The Foo Fighters' 'Sonic Highways' review: More than an album

The CD cover for "Sonic Highways," by the Foo Fighters. Credit: AP
The Foo Fighters' "Sonic Highways" (Roswell/RCA) project is much more than an album. It's like a doctoral thesis that rocks.
The companion series on HBO, which was directed by singer- drummer-guitarist Dave Grohl, traces the process of recording the album in music hot spots around the country. Each of the album's eight songs was recorded in a different city, with local artists involved and, theoretically, the local flavor seeping into the music.
That leads to the bits of Chicago blues and power pop that color the epic single "Something From Nothing," which even features a solo from Cheap Trick's Rick Nielsen. It brings some country inflection into "Congregation," which was recorded in Nashville with help from the Zac Brown Band. And there's a whole lot of hard-core rage in "The Feast and the Famine," recorded in Washington, D.C.
Grohl calls the album a "love letter to American music," and all that love shows, much as it did in his directorial debut, "Sound City," the documentary of the Southern California recording studio of the same name. Like that project, "Sonic Highways" is wildly ambitious -- an impressively difficult musical trick, as well as a way to keep things fresh for the band's eighth album, as the Foos celebrate their 20th anniversary.

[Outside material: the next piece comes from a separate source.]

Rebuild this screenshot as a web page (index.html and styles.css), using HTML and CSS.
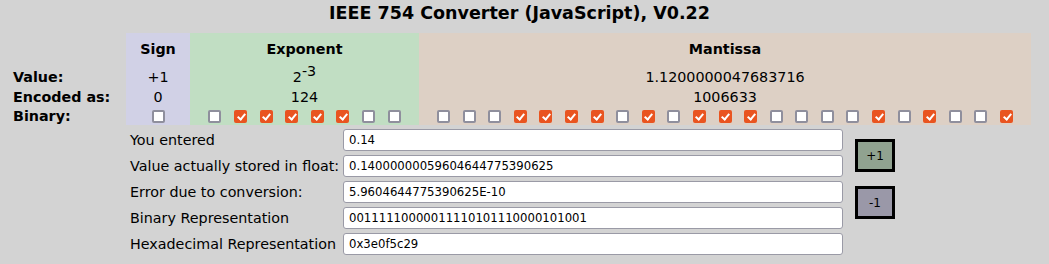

After all, their bedrock sound hasn't changed much over the years -- based on Grohl's distinctive vocals, potent drumming and grand guitar solos. But on "Sonic Highways," they layer other influences onto that base more blatantly than in the past. "In the Clear" balances indie-rock grandeur, a la Smashing Pumpkins, and the chugging guitar simplicity that has been the hallmark of many a Foos hit. On "Outside," you can almost imagine them listening to R.E.M.'s "Murmur" and Blue Öyster Cult's "(Don't Fear) The Reaper" while they worked on the song.
The problem with "Sonic Highways," though, is you can almost hear the pressure of making it. There's a lot of joy in the music, but there seems to be a lot of worry in the lyrics. After all, Grohl had to write the lyrics to these songs at the last minute in the city where they were recording.
"There you go again putting words into my mouth," Grohl sings in the Southern-rock stomp "What Did I Do?/God as My Witness." "This one's for you to know and for me to find out." Not a bad line necessarily, but certainly not as graceful as what has come before.
It's moments like that where an important distinction is drawn about working with crazy deadlines. There's a difference between "great, considering the circumstances" and just plain "great." Much of "Sonic Highways" is just plain great, but there are certainly times that make you wonder what it would have sounded like if they'd had some more time and weren't working it out on camera with marketing deadlines and cross-promotional issues looming in the distance. That said, it is truly great, considering the circumstances.